(JCR)
“Biwelewele”. Según me explica el hermano William Mulemba, este adjetivo en suahili podría traducirse como “tontos inútiles”, y resume la marginación extrema que sufren personas con discapacidad mental en la República Democrática del Congo. Para el hermano William, y su compañero de comunidad Augustin Chimango, ambos de la congregación de los hermanos de la Caridad, los niños que sufren del síndrome de Down y de otras formas de retraso representan algo muy distinto: a ellos dedican su tiempo y esfuerzo las 24 horas del día en el barrio de Kyeshero, en Goma (República Democrática del Congo).
“Hemos tenido que luchar mucho contra la mentalidad que margina a estos niños porque en sus familias se piensa que no pueden aportar ni producir nada”, insiste el religioso. Su colega de trabajo, Madeleine Kasoki, una mujer corpulenta que ronda ya la cincuentena, piensa que el problema es especialmente grave en el caso de las niñas con discapacidad “porque como piensan que no se van a casar, la familia las ve como una carga porque sabe que no recibirán la dote de ningún hombre que se interese por ellas”. Madeleine es sub-directora de la “Escuela de Vida” que los hermanos de la Caridad construyeron hace algo más de un año en Goma gracias a fondos de la Cooperación y que dirige el hermano Chimango, un joven congoleño que terminó su noviciado el año pasado. En las aulas de este centro estudian hoy 35 niños y niñas que aprenden lo más básico para valerse por sí mismos: lavarse, vestirse, utilizar el baño, comer sin mancharse y expresarse lo más correctamente posible en suahili, su lengua materna, y –para los que tienen más capacidad- también en francés.

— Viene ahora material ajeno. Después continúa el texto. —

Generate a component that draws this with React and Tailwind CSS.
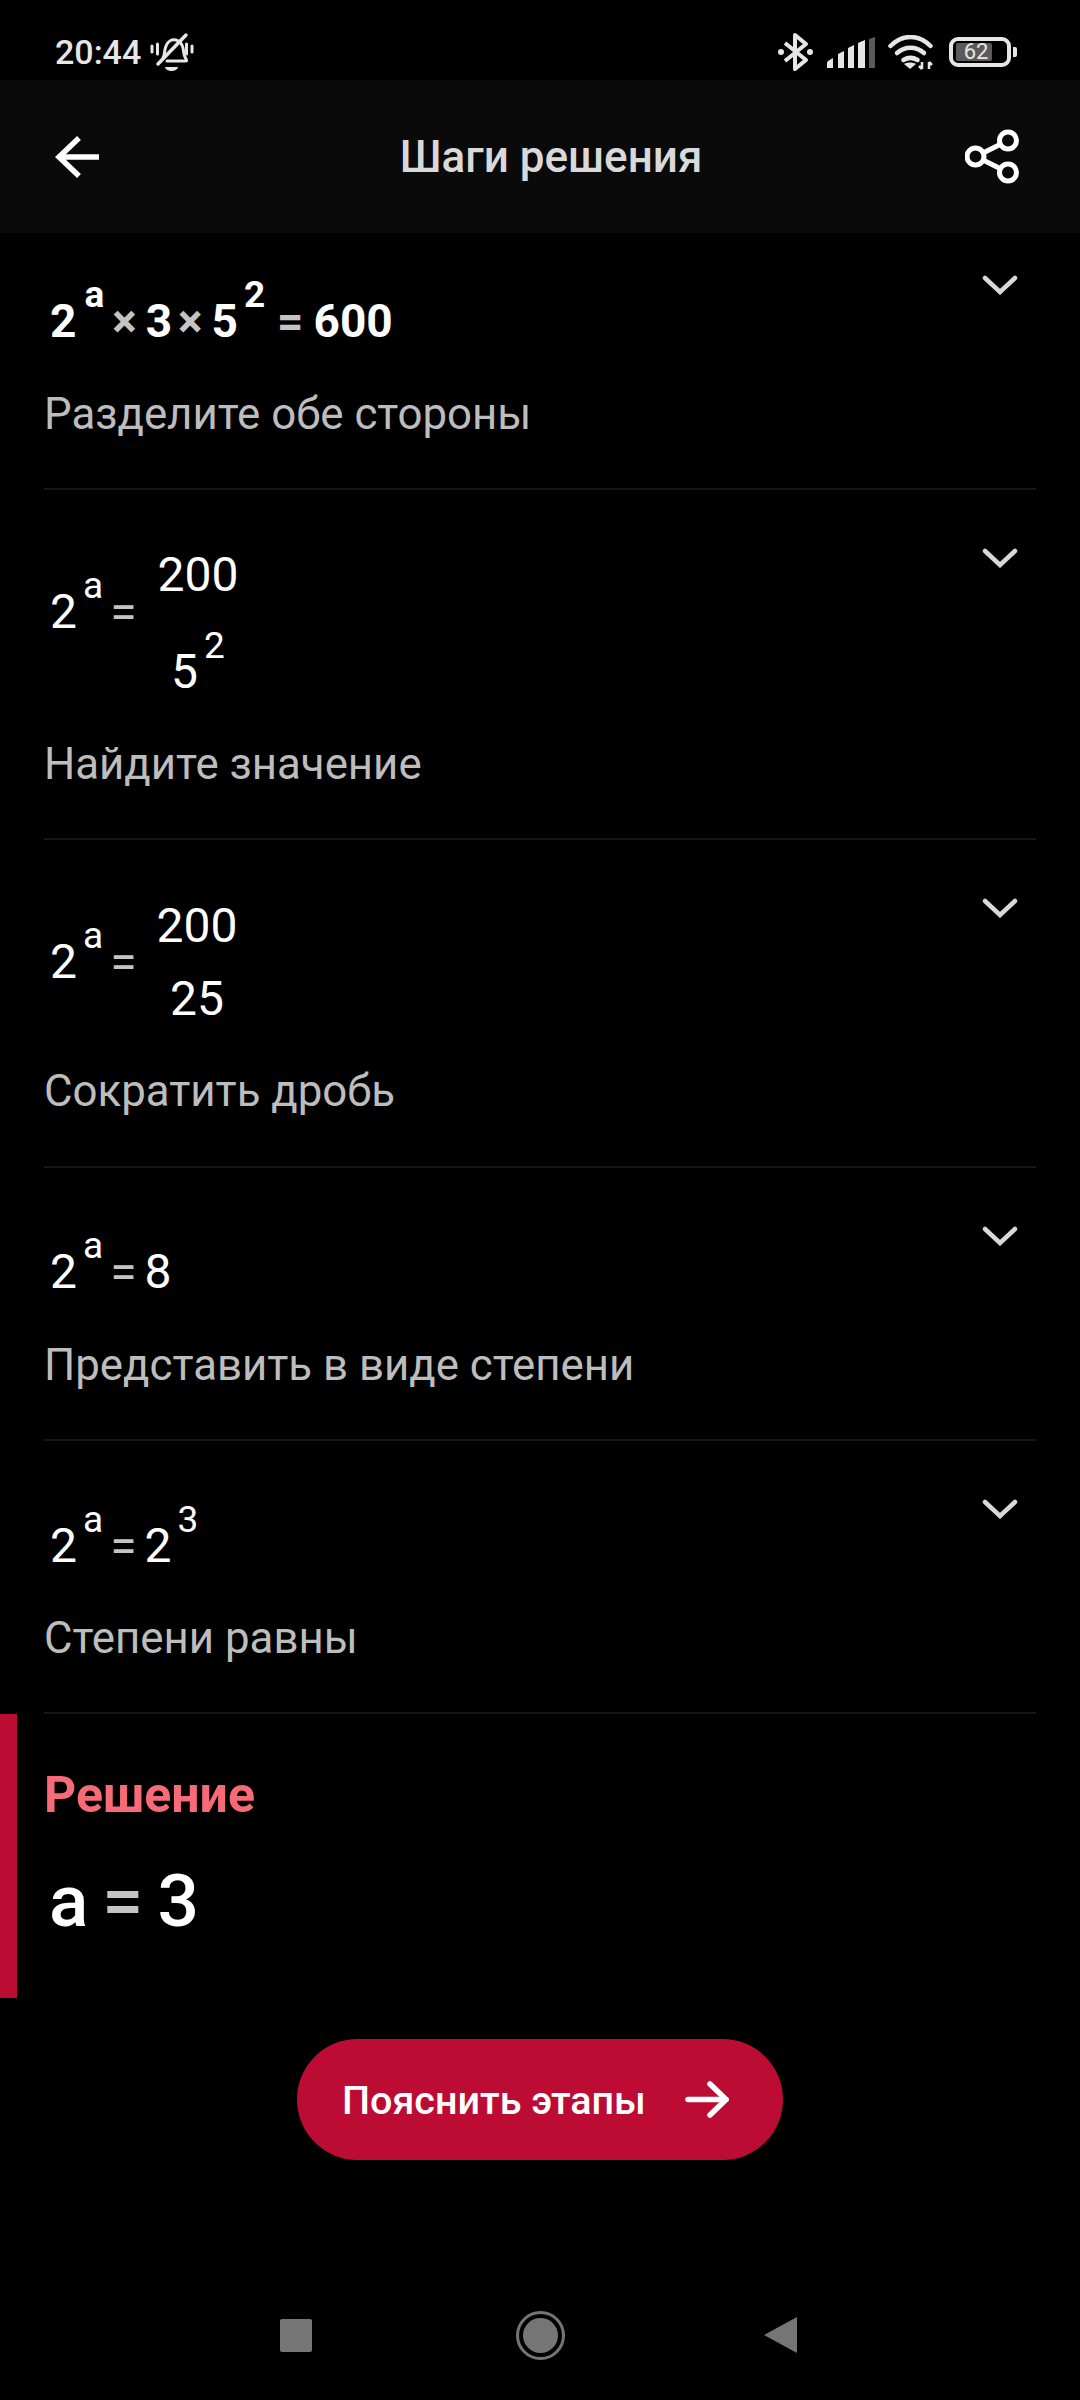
function Sup({ children, className = "ml-[6px] mr-[7px]" }) {
  return <span className={`inline-block text-[37px] leading-none align-[30px] ${className}`}>{children}</span>
}

function Op({ children, className = "mr-[8px]" }) {
  return <span className={`text-[#c4c4c4] ${className}`}>{children}</span>
}

function Chevron({ className }) {
  return (
    <svg viewBox="0 0 36 20" className={`w-[36px] h-[20px] ${className}`} fill="none" stroke="#d8d8d8" strokeWidth="4.500" strokeLinecap="round" strokeLinejoin="miter">
      <path d="M3 3 L18 17 L33 3" />
    </svg>
  )
}

function Step({ caption, height, chevronTop, children, last }) {
  return (
    <div className={`mx-[44px] relative flex flex-col border-[#161616] ${last ? "" : "border-b-2"} ${height}`}>
      <Chevron className={`absolute right-[18px] ${chevronTop}`} />
      {children}
      <p className="text-[43.8px] leading-[50px] text-[#bdbdbd]">{caption}</p>
    </div>
  )
}

function Expr({ children, className }) {
  return <div className={`pl-[6px] leading-[130px] text-white whitespace-nowrap ${className}`}>{children}</div>
}

function Fraction({ top, bottom, rowClass, className }) {
  return (
    <span className={`inline-flex flex-col items-center ${rowClass} ${className}`}>
      <span>{top}</span>
      <span>{bottom}</span>
    </span>
  )
}

export default function App() {
  return (
    <div className="w-[1080px] h-[2400px] bg-black flex flex-col font-['Roboto',sans-serif] overflow-hidden">
      {/* Status bar */}
      <div className="h-[80px] pt-[24px] flex items-center justify-between pl-[55px] pr-[63px] text-[#e6e6e6]">
        <div className="flex items-center gap-[9px]">
          <span className="text-[34px] font-medium">20:44</span>
          <svg viewBox="0 0 44 40" className="w-[44px] h-[40px]" fill="none" stroke="#e6e6e6" strokeWidth="3" strokeLinecap="round">
            <path d="M2 14v6M7.500 12v10M36.500 12v10M42 14v6" />
            <path d="M13 26c2-3 1-7 3-12 2-5 6-7 10-6 4 1 6 4 7 8 1 4 0 7 3 11 1 2 1 2-1 2H17" />
            <path d="M8 32 36 3" strokeWidth="3.500" />
            <path d="M15 35h13a6.500 4 0 0 1-13 0Z" fill="#e6e6e6" stroke="none" />
          </svg>
        </div>
        <div className="flex items-center">
          <svg viewBox="0 0 35 40" className="w-[35px] h-[40px] mr-[14px]" fill="none" stroke="#e6e6e6" strokeWidth="4" strokeLinejoin="round">
            <path d="M7 11 28 28 17 37V3l11 9L7 29" />
            <circle cx="3" cy="20" r="3" fill="#e6e6e6" stroke="none" />
            <circle cx="32" cy="20" r="3" fill="#e6e6e6" stroke="none" />
          </svg>
          <svg viewBox="0 0 48 31" className="w-[48px] h-[31px] mr-[13px]" fill="#e6e6e6">
            <path d="M0 31v-5q0-1 1-2l5-3v10Z M11 31V17l6-3v17Z M21 31V11l6-3v23Z M31 31V6l7-3v28Z" />
            <path d="M42 31V2l6-2v31Z" fill="#5a5a5a" />
          </svg>
          <svg viewBox="0 0 45 35" className="w-[45px] h-[35px] mr-[16px]" fill="none" stroke="#e6e6e6" strokeWidth="4.500" strokeLinecap="round">
            <path d="M2.500 11c12-12 28-12 40 0" />
            <path d="M9 18c8-7 19-7 27 0" />
            <path d="M15.500 25c5-3 9-3 14 0" />
            <path d="M22 34l-6-5c3-2 9-2 12 0Z" fill="#e6e6e6" stroke="none" />
            <path d="M34 27v7M31 31l3 3M41 34v-7M41 27l3 3" strokeWidth="2.500" strokeLinecap="butt" />
          </svg>
          <div className="flex items-center">
            <div className="w-[62px] h-[30px] rounded-[9px] border-[4px] border-[#e6e6e6] relative flex items-center">
              <div className="absolute left-[3px] top-[2px] bottom-[2px] w-[36px] bg-[#5a5a5a] rounded-[2px]" />
              <span className="relative w-full pr-[8px] text-center text-[22px] leading-none text-[#e6e6e6]">62</span>
            </div>
            <div className="w-[4px] h-[10px] ml-[2px] bg-[#e6e6e6] rounded-r-[2px]" />
          </div>
        </div>
      </div>

      {/* Header */}
      <div className="h-[153px] bg-[#0a0a0a] flex items-center justify-between pl-[55px] pr-[61px]">
        <svg viewBox="0 0 44 44" className="w-[44px] h-[44px]" fill="none" stroke="white" strokeWidth="5.500">
          <path d="M44 22H4" />
          <path d="M24 3 4 22l20 19" />
        </svg>
        <h1 className="ml-[38px] text-[44px] font-medium text-[#d9d9d9]">Шаги решения</h1>
        <svg viewBox="0 0 54 55" className="w-[54px] h-[55px]" fill="none" stroke="white" strokeWidth="5">
          <circle cx="43" cy="11.500" r="8.500" />
          <circle cx="43" cy="43.500" r="8.500" />
          <circle cx="10.500" cy="27.500" r="8.500" />
          <path d="M18 24 36 15M18 31l18 9" />
        </svg>
      </div>

      {/* Steps */}
      <Step caption="Разделите обе стороны" height="h-[257px]" chevronTop="top-[42px]">
        <Expr className="h-[156px] pt-[23px] text-[46px] font-bold">
          2<Sup className="ml-[8px] mr-[8px]">a</Sup><Op className="mr-[9px]">×</Op><span className="mr-[6px]">3</span><Op className="mr-[9px]">×</Op>5<Sup className="ml-[6px] mr-[12px]">2</Sup><Op className="mr-[10px]">=</Op>600
        </Expr>
      </Step>
      <Step caption="Найдите значение" height="h-[350px]" chevronTop="top-[58px]">
        <Expr className="h-[249px] pt-[36px] text-[48px]">
          2<Sup>a</Sup><Op className="mr-0">=</Op>
          <Fraction
            className="ml-[21px] align-[37px]"
            rowClass="leading-[97px]"
            top="200"
            bottom={<>5<Sup className="ml-[6px] mr-0">2</Sup></>}
          />
        </Expr>
      </Step>
      <Step caption="Сократить дробь" height="h-[328px]" chevronTop="top-[58px]">
        <Expr className="h-[226px] pt-[49px] text-[48px]">
          2<Sup>a</Sup><Op className="mr-0">=</Op>
          <Fraction className="ml-[20px] align-[36px]" rowClass="leading-[73px]" top="200" bottom="25" />
        </Expr>
      </Step>
      <Step caption="Представить в виде степени" height="h-[273px]" chevronTop="top-[58px]">
        <Expr className="h-[172px] pt-[39px] text-[48px]">
          2<Sup>a</Sup><Op>=</Op>8
        </Expr>
      </Step>
      <Step caption="Степени равны" height="h-[273px]" chevronTop="top-[58px]">
        <Expr className="h-[172px] pt-[40px] text-[48px]">
          2<Sup>a</Sup><Op>=</Op>2<Sup>3</Sup>
        </Expr>
      </Step>

      {/* Solution */}
      <div className="h-[284px] border-l-[17px] border-[#bd0c34] pl-[27px] pt-[53px]">
        <p className="text-[50px] leading-[56px] font-bold text-[#f76a78]">Решение</p>
        <p className="pl-[5px] mt-[36px] text-[73px] leading-[84px] font-medium text-white">
          a<span className="mx-[14px] text-[#c4c4c4]">=</span>3
        </p>
      </div>

      {/* Action */}
      <div className="flex justify-center mt-[41px]">
        <button className="w-[486px] h-[121px] rounded-full bg-[#bd0c34] flex items-center justify-between pl-[45px] pr-[54px] text-[39.5px] font-medium text-white">
          <span className="mt-[3px]">Пояснить этапы</span>
          <svg viewBox="0 0 44 37" className="w-[44px] h-[37px]" fill="none" stroke="white" strokeWidth="5.500" strokeLinecap="round" strokeLinejoin="round">
            <path d="M3 18.500H41" />
            <path d="M25 3 41 18.500 25 34" />
          </svg>
        </button>
      </div>

      {/* Nav bar */}
      <div className="mt-auto h-[130px] flex items-center pl-[280px]">
        <div className="w-[32px] h-[33px] rounded-[2px] bg-[#757575]" />
        <div className="ml-[204px] w-[49px] h-[49px] rounded-full border-[3px] border-[#757575] flex items-center justify-center">
          <div className="w-[35px] h-[35px] rounded-full bg-[#757575]" />
        </div>
        <svg viewBox="0 0 33 36" className="ml-[199px] w-[33px] h-[36px]" fill="#757575">
          <path d="M0 18 33 0v36Z" />
        </svg>
      </div>
    </div>
  )
}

Durante el último mes he trabajado en la supervisión delas obras de construcción de un centro socio-profesional para personas discapacitadas que los hermanos de la Caridad levantan actualmente gracias a los fondos recibidos de la Conferencia Episcopal Italiana. La obra se encuentra al lado de la Escuela de Vida y he tenido sobradas ocasiones de ver a estos 35 niños jugando al fútbol, columpiándose y haciendo lo que cualquier niño de esas edades (entre 6 y 14 años) tienen derecho a hacer: disfrutar de la vida, reír y ser queridos. Reconocen los hermanos que han tenido que derrochar mucha paciencia para vencer la inicial oposición de sus vecinos del barrio, muchos de los cuales se resistían a ver pasar a las puertas de sus casas a los “biwelele” de Goma vestidos de uniforme azul y blanco y llevando sus carteras escolares. “El trabajo de sensibilización es importante”, dice el hermano Augustin, “y aunque nos ha costado trabajo, hemos conseguido reunir a los padres varias veces. Muchos de ellos ocultaban a sus hijos y no les dejaban salir de sus casas, pero cuando ahora ven que ya saben valerse por ellos mismos y son felices, se dan cuenta del cambio”. El religioso está orgulloso de señalar que son los padres de estos niños los que están empezando a cambiar la mentalidad de sus vecinos.
Esta es una de las caras menos agradables de muchas sociedades africanas: la marginación que crean culturas tradicionales que valoran a la persona por lo que puede producir, e incluso que estigmatiza a quien sufre una enfermedad mental, algo que se suele atribuir a un embrujamiento que produce miedo. Una de las pruebas del algodón que muestran si el cristianismo ha calado de verdad en la mentalidad de sus seguidores y de las sociedades donde ha entrado es el trato que se da a los más desfavorecidos. A esto contribuyen enormemente congregaciones religiosas como los hermanos de la Caridad, presentes en el Congo desde hace cien años. Especializados en el cuidado a los enfermos más desvalidos, en Goma cuentan –además de esta escuela para niños discapacitados mentales- con un gran centro de rehabilitación para discapacitados físicos y un hospital de salud mental, uno de los seis que existen en todo el país, de los cuales cinco están bajo la dirección de estos religiosos, que fueron fundados por el sacerdote belga Josef Triest a principios del siglo XIX y trabajan en 29 países del mundo, diez de ellos africanos.
Una de las cosas que enriquece más en África es entrar en contacto con religiosos africanos que están muy convencidos de lo que hacen y que siguen colocando a la Iglesia en primera línea en la lucha contra la marginación y la pobreza. Gracias a ellos, niños que antes vivían escondidos en sus casas sin ninguna esperanza en la vida ahora están orgullosos de acudir a una escuela con su uniforme limpio, aprender a valerse por sí mismos y jugar mientras ríen.